— DESCRIPTION OF THE TASK —
Write out the material exactly, with the pictures left out.

___ DATA SHOWN

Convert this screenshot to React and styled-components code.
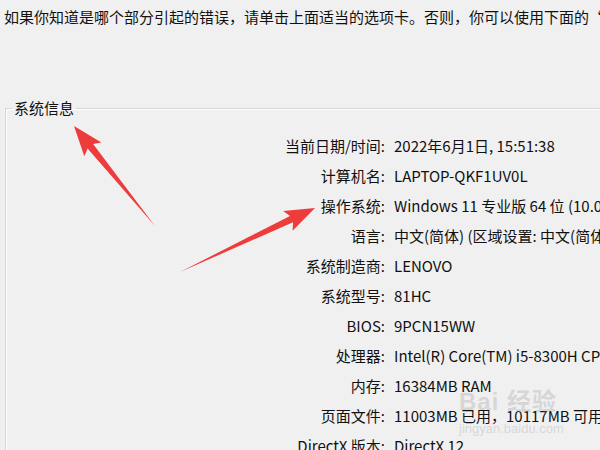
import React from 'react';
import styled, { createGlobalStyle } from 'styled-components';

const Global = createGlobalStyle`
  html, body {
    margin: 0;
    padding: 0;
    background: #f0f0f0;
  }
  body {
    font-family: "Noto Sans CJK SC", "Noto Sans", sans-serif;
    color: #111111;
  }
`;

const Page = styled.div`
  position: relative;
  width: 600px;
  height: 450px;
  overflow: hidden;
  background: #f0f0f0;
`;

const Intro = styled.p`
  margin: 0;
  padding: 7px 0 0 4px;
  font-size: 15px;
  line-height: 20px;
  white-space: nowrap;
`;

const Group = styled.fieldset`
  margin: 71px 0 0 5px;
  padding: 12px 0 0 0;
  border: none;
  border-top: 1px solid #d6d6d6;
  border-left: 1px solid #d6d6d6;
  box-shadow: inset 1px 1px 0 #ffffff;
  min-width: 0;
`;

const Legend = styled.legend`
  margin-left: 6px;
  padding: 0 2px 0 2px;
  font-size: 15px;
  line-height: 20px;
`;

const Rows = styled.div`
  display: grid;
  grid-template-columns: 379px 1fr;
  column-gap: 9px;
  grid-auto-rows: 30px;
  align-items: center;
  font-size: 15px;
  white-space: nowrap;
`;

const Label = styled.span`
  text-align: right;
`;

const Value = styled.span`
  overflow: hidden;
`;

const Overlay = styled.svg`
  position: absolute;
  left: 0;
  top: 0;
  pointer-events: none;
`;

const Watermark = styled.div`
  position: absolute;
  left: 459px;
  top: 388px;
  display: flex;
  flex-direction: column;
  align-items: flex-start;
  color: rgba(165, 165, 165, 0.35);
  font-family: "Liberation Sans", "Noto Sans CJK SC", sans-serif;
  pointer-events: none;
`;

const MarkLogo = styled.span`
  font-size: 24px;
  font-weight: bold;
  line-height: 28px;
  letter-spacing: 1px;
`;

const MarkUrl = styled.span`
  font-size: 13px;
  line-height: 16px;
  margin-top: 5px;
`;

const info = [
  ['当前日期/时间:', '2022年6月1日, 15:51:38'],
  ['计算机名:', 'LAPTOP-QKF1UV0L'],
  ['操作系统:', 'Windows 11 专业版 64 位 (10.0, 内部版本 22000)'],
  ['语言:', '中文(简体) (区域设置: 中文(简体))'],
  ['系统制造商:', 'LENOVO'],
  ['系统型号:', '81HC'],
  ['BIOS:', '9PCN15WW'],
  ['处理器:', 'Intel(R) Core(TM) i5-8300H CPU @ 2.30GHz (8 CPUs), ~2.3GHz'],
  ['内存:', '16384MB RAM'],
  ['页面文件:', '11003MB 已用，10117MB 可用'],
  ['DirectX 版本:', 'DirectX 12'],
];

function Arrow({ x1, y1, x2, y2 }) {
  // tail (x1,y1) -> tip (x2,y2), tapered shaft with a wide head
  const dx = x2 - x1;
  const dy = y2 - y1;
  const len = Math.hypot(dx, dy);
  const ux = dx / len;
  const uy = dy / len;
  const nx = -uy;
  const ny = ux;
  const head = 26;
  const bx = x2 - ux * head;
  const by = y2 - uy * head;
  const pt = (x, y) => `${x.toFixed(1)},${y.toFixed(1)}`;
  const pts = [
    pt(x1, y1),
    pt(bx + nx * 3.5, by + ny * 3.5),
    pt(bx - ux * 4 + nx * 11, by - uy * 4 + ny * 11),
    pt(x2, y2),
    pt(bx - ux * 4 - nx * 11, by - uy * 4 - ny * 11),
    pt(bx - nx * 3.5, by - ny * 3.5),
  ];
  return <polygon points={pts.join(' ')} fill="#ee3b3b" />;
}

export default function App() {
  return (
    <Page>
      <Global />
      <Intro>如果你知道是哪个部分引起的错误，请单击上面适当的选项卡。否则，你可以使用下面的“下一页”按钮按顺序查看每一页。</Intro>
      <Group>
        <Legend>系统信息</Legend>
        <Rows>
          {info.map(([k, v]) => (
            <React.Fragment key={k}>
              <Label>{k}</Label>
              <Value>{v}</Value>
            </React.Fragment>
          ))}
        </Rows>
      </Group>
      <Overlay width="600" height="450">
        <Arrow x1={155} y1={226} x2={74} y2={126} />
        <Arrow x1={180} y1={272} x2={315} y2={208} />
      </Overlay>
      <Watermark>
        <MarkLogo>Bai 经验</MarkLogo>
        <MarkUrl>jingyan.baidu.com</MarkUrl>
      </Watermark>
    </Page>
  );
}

______

— SOLUTION —
Convert this screenshot to React and styled-components code.
import React from 'react';
import styled, { createGlobalStyle } from 'styled-components';

const Global = createGlobalStyle`
  html, body {
    margin: 0;
    padding: 0;
    background: #f0f0f0;
  }
  body {
    font-family: "Noto Sans CJK SC", "Noto Sans", sans-serif;
    color: #111111;
  }
`;

const Page = styled.div`
  position: relative;
  width: 600px;
  height: 450px;
  overflow: hidden;
  background: #f0f0f0;
`;

const Intro = styled.p`
  margin: 0;
  padding: 7px 0 0 4px;
  font-size: 15px;
  line-height: 20px;
  white-space: nowrap;
`;

const Group = styled.fieldset`
  margin: 71px 0 0 5px;
  padding: 12px 0 0 0;
  border: none;
  border-top: 1px solid #d6d6d6;
  border-left: 1px solid #d6d6d6;
  box-shadow: inset 1px 1px 0 #ffffff;
  min-width: 0;
`;

const Legend = styled.legend`
  margin-left: 6px;
  padding: 0 2px 0 2px;
  font-size: 15px;
  line-height: 20px;
`;

const Rows = styled.div`
  display: grid;
  grid-template-columns: 379px 1fr;
  column-gap: 9px;
  grid-auto-rows: 30px;
  align-items: center;
  font-size: 15px;
  white-space: nowrap;
`;

const Label = styled.span`
  text-align: right;
`;

const Value = styled.span`
  overflow: hidden;
`;

const Overlay = styled.svg`
  position: absolute;
  left: 0;
  top: 0;
  pointer-events: none;
`;

const Watermark = styled.div`
  position: absolute;
  left: 459px;
  top: 388px;
  display: flex;
  flex-direction: column;
  align-items: flex-start;
  color: rgba(165, 165, 165, 0.35);
  font-family: "Liberation Sans", "Noto Sans CJK SC", sans-serif;
  pointer-events: none;
`;

const MarkLogo = styled.span`
  font-size: 24px;
  font-weight: bold;
  line-height: 28px;
  letter-spacing: 1px;
`;

const MarkUrl = styled.span`
  font-size: 13px;
  line-height: 16px;
  margin-top: 5px;
`;

const info = [
  ['当前日期/时间:', '2022年6月1日, 15:51:38'],
  ['计算机名:', 'LAPTOP-QKF1UV0L'],
  ['操作系统:', 'Windows 11 专业版 64 位 (10.0, 内部版本 22000)'],
  ['语言:', '中文(简体) (区域设置: 中文(简体))'],
  ['系统制造商:', 'LENOVO'],
  ['系统型号:', '81HC'],
  ['BIOS:', '9PCN15WW'],
  ['处理器:', 'Intel(R) Core(TM) i5-8300H CPU @ 2.30GHz (8 CPUs), ~2.3GHz'],
  ['内存:', '16384MB RAM'],
  ['页面文件:', '11003MB 已用，10117MB 可用'],
  ['DirectX 版本:', 'DirectX 12'],
];

function Arrow({ x1, y1, x2, y2 }) {
  // tail (x1,y1) -> tip (x2,y2), tapered shaft with a wide head
  const dx = x2 - x1;
  const dy = y2 - y1;
  const len = Math.hypot(dx, dy);
  const ux = dx / len;
  const uy = dy / len;
  const nx = -uy;
  const ny = ux;
  const head = 26;
  const bx = x2 - ux * head;
  const by = y2 - uy * head;
  const pt = (x, y) => `${x.toFixed(1)},${y.toFixed(1)}`;
  const pts = [
    pt(x1, y1),
    pt(bx + nx * 3.5, by + ny * 3.5),
    pt(bx - ux * 4 + nx * 11, by - uy * 4 + ny * 11),
    pt(x2, y2),
    pt(bx - ux * 4 - nx * 11, by - uy * 4 - ny * 11),
    pt(bx - nx * 3.5, by - ny * 3.5),
  ];
  return <polygon points={pts.join(' ')} fill="#ee3b3b" />;
}

export default function App() {
  return (
    <Page>
      <Global />
      <Intro>如果你知道是哪个部分引起的错误，请单击上面适当的选项卡。否则，你可以使用下面的“下一页”按钮按顺序查看每一页。</Intro>
      <Group>
        <Legend>系统信息</Legend>
        <Rows>
          {info.map(([k, v]) => (
            <React.Fragment key={k}>
              <Label>{k}</Label>
              <Value>{v}</Value>
            </React.Fragment>
          ))}
        </Rows>
      </Group>
      <Overlay width="600" height="450">
        <Arrow x1={155} y1={226} x2={74} y2={126} />
        <Arrow x1={180} y1={272} x2={315} y2={208} />
      </Overlay>
      <Watermark>
        <MarkLogo>Bai 经验</MarkLogo>
        <MarkUrl>jingyan.baidu.com</MarkUrl>
      </Watermark>
    </Page>
  );
}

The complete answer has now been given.